--- START OF Data for the task ---

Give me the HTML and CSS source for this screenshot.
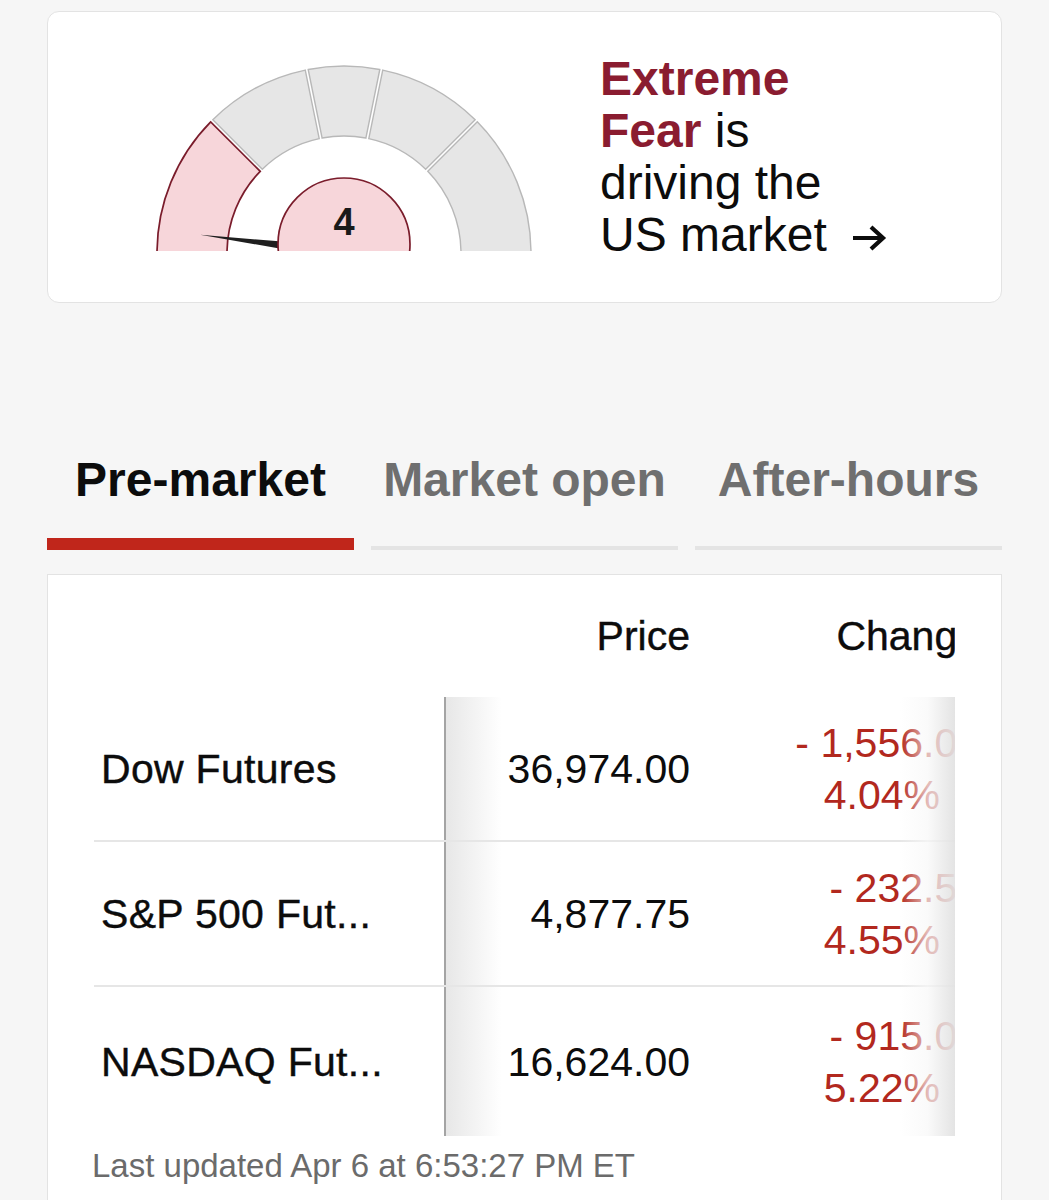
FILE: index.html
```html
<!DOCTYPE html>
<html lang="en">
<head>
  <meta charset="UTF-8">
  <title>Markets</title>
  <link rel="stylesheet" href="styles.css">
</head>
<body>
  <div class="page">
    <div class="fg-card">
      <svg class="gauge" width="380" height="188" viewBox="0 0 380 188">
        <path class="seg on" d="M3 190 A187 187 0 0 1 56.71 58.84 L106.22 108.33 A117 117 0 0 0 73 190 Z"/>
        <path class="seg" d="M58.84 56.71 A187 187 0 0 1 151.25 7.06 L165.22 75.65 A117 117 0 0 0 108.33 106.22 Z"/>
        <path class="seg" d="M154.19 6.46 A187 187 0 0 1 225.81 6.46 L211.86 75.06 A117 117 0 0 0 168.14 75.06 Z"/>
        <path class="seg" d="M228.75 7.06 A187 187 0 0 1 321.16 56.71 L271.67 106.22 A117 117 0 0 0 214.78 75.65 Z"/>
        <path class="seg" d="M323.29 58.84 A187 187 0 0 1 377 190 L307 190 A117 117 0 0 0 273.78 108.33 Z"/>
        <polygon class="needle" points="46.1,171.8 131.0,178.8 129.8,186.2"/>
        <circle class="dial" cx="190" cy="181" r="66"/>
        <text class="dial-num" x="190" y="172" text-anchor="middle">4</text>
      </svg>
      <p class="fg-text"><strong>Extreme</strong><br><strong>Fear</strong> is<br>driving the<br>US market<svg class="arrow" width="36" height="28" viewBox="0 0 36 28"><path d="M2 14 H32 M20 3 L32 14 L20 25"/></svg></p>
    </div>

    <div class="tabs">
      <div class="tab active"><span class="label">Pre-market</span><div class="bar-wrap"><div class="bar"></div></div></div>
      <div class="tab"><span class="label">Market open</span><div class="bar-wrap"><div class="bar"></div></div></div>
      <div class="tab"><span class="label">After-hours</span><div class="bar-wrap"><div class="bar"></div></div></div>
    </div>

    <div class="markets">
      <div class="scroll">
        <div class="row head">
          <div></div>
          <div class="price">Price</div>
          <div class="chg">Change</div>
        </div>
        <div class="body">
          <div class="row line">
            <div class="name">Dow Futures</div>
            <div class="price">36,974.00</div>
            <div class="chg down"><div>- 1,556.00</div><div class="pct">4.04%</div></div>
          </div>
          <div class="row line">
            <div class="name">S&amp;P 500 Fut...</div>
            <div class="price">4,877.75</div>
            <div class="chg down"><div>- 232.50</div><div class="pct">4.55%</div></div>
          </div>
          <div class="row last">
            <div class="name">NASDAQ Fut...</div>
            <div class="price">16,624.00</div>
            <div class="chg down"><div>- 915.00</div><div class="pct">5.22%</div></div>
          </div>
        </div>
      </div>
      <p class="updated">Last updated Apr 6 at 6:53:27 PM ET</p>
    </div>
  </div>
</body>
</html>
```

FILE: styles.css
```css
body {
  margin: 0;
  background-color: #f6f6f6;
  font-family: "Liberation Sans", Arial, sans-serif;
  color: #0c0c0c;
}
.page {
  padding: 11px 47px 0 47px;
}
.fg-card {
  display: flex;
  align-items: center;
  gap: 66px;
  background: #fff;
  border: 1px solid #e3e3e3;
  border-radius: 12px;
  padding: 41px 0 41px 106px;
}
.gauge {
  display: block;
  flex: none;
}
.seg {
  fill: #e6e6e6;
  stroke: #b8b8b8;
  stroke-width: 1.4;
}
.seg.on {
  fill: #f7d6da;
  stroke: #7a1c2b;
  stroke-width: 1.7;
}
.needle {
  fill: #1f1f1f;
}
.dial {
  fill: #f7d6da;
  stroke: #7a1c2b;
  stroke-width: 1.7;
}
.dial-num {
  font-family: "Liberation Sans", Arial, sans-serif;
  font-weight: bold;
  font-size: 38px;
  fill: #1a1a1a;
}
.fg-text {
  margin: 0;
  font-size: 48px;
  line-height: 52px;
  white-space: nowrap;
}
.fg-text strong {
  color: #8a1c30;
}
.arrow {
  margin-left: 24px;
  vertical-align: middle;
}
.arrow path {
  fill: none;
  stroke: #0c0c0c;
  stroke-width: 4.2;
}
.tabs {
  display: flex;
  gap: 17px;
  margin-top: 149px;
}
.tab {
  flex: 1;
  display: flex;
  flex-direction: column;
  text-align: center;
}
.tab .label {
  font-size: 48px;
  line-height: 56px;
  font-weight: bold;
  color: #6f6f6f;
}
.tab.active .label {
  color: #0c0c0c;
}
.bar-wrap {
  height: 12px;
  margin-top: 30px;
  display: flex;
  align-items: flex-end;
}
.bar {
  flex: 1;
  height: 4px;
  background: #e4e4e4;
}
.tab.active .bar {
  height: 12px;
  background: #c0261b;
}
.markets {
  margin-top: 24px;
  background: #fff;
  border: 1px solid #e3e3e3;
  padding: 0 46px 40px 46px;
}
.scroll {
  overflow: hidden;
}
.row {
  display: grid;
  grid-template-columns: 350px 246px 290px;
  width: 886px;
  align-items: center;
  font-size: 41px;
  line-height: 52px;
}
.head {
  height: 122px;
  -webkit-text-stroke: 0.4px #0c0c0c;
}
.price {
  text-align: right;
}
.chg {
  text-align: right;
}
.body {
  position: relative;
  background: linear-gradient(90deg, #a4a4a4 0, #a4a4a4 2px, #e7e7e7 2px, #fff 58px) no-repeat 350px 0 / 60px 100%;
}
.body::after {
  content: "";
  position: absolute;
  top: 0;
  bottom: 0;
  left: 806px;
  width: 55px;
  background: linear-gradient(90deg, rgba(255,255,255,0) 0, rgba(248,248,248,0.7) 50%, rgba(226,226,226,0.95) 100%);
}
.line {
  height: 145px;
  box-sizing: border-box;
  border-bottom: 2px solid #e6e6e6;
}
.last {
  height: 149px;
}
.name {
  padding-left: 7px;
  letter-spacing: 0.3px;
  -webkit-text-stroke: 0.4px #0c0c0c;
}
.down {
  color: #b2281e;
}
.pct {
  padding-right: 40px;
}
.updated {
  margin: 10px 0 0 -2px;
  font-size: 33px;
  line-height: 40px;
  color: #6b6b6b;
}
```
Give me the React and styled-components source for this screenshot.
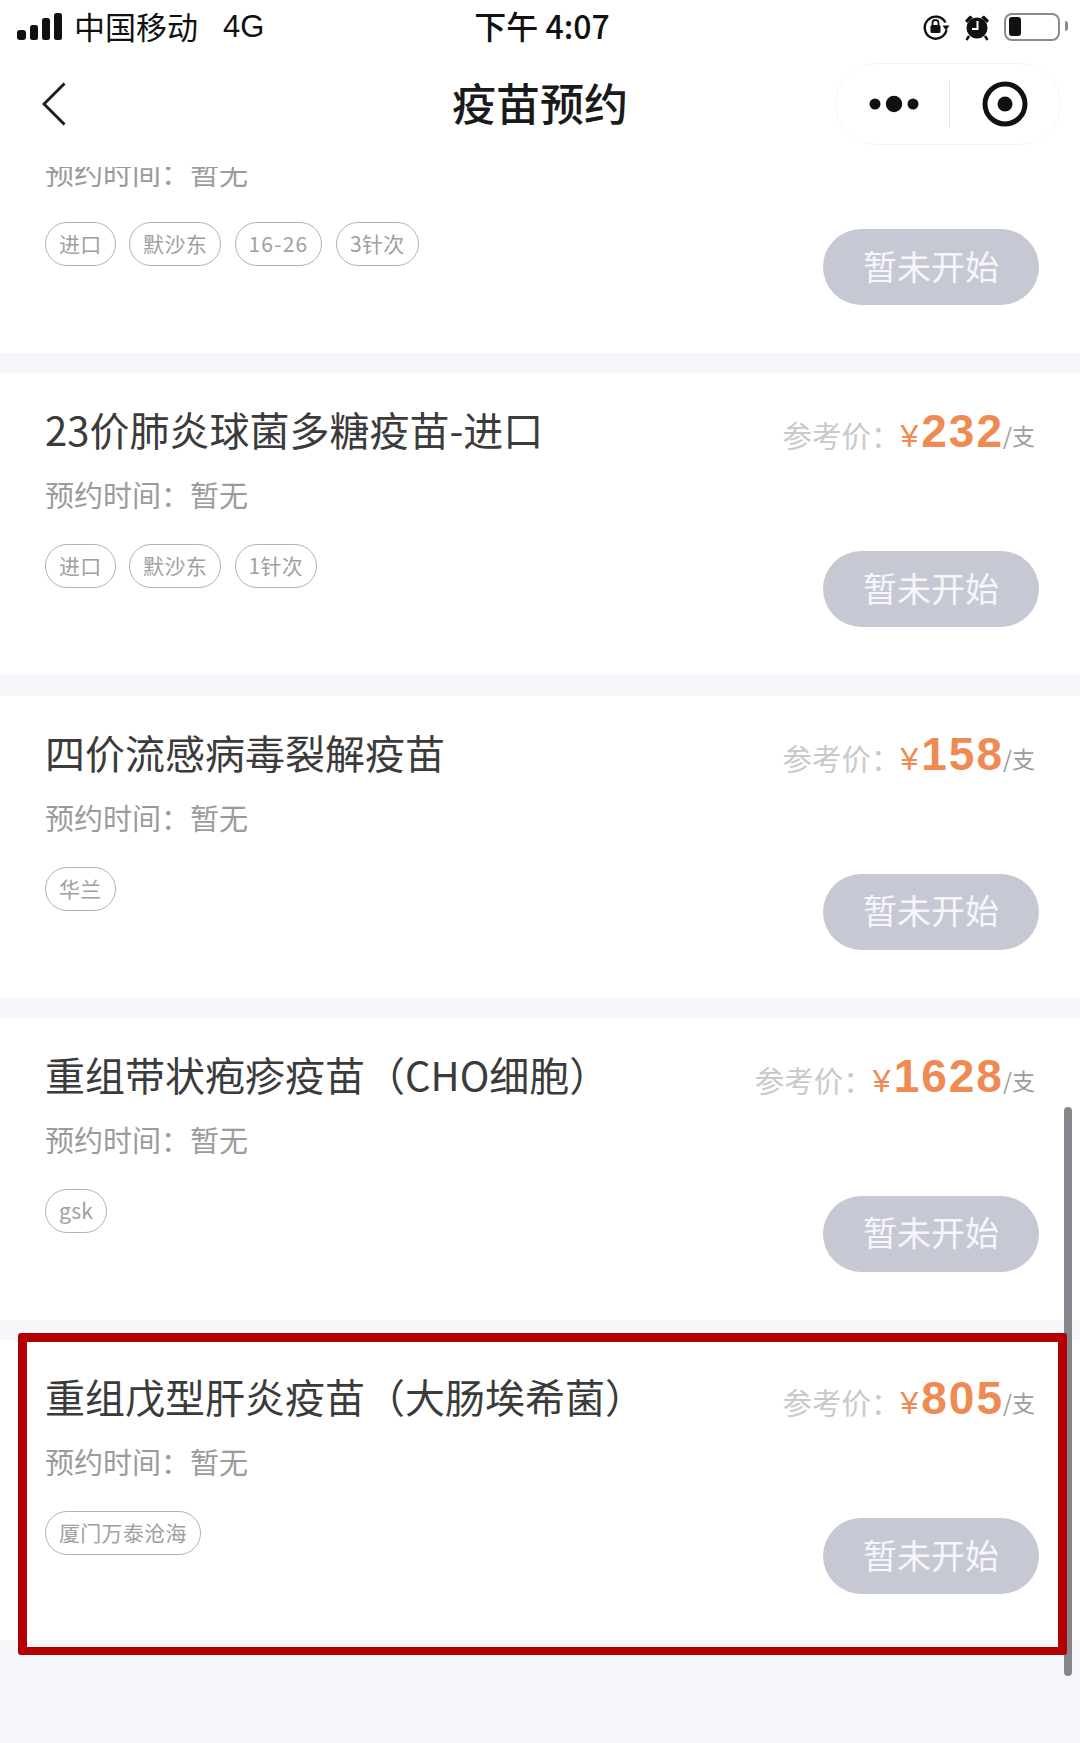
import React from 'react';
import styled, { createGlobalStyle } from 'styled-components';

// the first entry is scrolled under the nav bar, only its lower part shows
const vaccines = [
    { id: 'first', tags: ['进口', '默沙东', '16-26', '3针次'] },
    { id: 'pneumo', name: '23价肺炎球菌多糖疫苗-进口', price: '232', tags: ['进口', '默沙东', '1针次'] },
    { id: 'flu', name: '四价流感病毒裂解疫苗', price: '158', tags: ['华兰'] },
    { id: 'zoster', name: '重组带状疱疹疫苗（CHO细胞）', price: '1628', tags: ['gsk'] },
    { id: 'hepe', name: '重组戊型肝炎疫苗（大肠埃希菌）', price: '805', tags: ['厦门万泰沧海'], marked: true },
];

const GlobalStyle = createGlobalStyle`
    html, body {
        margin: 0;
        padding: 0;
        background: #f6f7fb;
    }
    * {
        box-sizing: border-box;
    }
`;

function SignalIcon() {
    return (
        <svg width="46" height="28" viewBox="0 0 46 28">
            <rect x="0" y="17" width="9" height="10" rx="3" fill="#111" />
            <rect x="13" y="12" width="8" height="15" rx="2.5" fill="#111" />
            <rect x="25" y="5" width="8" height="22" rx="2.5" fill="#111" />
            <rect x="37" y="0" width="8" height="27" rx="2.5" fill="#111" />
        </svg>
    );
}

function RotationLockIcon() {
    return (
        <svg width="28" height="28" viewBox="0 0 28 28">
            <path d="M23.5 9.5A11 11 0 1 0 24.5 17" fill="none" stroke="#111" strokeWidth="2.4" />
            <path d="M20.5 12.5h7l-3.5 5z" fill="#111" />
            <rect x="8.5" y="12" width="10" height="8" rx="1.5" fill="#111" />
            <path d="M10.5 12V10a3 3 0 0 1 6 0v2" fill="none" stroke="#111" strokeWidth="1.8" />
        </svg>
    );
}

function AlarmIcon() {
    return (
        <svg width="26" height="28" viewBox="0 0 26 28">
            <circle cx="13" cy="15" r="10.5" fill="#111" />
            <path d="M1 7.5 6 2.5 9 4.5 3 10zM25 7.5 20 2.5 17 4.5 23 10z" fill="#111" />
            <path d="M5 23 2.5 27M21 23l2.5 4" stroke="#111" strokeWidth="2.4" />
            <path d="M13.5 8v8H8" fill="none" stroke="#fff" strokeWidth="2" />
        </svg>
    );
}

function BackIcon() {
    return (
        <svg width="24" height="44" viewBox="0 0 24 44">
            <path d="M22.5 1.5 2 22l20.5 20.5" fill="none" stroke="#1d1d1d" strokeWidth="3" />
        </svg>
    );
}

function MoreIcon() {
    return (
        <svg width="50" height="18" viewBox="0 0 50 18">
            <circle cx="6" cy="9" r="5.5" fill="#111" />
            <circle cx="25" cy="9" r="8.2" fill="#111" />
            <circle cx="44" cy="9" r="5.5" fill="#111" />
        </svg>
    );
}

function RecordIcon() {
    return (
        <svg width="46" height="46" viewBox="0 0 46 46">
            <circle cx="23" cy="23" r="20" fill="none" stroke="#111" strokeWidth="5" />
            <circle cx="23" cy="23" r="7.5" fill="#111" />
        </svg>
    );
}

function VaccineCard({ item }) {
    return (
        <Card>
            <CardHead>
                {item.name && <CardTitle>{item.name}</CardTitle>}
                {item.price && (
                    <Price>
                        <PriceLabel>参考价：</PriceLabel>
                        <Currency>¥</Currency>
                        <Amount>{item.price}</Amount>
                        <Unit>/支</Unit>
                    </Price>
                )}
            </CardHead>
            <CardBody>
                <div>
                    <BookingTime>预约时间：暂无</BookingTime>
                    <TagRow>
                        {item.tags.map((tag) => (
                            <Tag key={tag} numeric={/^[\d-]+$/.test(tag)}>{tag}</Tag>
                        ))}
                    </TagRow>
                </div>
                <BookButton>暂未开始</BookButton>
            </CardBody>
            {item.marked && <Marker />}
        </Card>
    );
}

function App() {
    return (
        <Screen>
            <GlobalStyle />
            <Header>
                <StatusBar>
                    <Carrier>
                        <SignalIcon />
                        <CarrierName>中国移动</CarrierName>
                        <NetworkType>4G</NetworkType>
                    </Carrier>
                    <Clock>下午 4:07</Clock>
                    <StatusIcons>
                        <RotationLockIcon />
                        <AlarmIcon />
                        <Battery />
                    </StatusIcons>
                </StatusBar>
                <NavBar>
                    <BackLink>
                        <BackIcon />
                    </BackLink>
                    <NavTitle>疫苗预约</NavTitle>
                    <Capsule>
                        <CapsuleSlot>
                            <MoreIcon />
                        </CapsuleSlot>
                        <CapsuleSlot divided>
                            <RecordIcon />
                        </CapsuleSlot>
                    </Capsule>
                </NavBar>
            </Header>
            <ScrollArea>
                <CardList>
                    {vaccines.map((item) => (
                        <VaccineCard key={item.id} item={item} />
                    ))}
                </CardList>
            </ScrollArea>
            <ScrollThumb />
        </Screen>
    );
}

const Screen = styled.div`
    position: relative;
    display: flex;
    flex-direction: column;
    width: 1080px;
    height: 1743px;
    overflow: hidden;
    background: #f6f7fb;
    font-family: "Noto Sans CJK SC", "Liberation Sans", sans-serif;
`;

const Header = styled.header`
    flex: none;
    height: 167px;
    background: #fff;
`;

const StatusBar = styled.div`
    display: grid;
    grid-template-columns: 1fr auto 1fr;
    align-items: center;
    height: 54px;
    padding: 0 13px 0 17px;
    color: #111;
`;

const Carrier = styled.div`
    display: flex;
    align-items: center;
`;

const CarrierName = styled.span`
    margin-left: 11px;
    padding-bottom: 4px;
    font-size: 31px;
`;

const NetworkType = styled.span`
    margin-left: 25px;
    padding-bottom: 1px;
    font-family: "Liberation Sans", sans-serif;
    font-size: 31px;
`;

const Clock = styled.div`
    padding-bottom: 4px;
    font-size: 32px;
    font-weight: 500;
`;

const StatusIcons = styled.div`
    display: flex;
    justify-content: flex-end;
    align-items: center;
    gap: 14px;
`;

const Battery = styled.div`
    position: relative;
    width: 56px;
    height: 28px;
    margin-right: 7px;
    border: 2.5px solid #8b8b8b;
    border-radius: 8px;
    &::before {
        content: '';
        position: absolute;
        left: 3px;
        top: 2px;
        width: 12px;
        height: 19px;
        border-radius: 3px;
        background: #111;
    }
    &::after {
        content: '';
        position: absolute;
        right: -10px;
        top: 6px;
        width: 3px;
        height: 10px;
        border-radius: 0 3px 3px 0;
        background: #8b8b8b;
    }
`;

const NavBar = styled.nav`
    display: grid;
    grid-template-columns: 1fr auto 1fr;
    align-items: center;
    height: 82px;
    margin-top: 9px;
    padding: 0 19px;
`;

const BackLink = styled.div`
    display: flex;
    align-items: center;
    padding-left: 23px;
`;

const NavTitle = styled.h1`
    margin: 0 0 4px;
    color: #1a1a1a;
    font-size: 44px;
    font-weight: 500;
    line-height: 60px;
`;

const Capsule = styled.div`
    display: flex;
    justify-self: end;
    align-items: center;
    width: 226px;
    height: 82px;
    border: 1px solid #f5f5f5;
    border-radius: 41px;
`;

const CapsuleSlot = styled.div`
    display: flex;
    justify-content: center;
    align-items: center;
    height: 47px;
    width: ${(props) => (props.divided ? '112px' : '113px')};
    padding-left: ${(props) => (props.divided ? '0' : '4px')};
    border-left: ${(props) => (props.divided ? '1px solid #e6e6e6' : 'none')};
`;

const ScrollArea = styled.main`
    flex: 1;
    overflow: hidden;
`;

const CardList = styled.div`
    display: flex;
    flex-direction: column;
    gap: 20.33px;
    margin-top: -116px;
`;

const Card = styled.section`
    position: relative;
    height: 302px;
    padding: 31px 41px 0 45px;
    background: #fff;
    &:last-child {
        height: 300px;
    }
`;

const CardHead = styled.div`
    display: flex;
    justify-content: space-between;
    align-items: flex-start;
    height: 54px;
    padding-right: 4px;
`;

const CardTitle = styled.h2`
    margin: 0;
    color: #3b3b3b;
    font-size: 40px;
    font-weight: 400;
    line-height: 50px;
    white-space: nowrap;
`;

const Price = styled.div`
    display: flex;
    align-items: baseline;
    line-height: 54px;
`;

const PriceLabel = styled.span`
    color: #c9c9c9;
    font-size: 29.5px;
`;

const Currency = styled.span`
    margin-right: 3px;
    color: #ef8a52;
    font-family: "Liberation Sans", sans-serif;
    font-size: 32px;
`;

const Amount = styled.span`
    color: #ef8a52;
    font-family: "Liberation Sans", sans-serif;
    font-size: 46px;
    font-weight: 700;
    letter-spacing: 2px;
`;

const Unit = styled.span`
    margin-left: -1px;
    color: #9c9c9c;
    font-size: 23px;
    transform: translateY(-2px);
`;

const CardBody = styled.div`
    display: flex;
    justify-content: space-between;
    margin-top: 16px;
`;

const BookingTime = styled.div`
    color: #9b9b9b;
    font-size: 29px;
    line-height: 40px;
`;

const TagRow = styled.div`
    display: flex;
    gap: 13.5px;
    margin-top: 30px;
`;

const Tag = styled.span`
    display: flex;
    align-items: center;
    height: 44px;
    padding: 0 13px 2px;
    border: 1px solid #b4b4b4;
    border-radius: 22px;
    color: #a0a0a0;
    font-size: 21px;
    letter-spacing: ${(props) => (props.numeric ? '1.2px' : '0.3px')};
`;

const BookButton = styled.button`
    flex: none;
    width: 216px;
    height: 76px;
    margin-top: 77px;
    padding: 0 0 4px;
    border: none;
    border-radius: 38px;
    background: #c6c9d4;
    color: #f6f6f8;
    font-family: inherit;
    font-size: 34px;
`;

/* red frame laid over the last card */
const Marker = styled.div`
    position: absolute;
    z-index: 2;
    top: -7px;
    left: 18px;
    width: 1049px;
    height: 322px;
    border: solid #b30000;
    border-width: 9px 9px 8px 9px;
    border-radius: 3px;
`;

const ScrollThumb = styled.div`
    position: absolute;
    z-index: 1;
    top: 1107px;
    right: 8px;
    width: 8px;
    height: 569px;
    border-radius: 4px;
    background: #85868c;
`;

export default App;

--- END OF Data for the task ---

**To be done**
Each line in the listing above that contains "React" should be copied.

**Reply to the exercise**
Give me the React and styled-components source for this screenshot.
import React from 'react';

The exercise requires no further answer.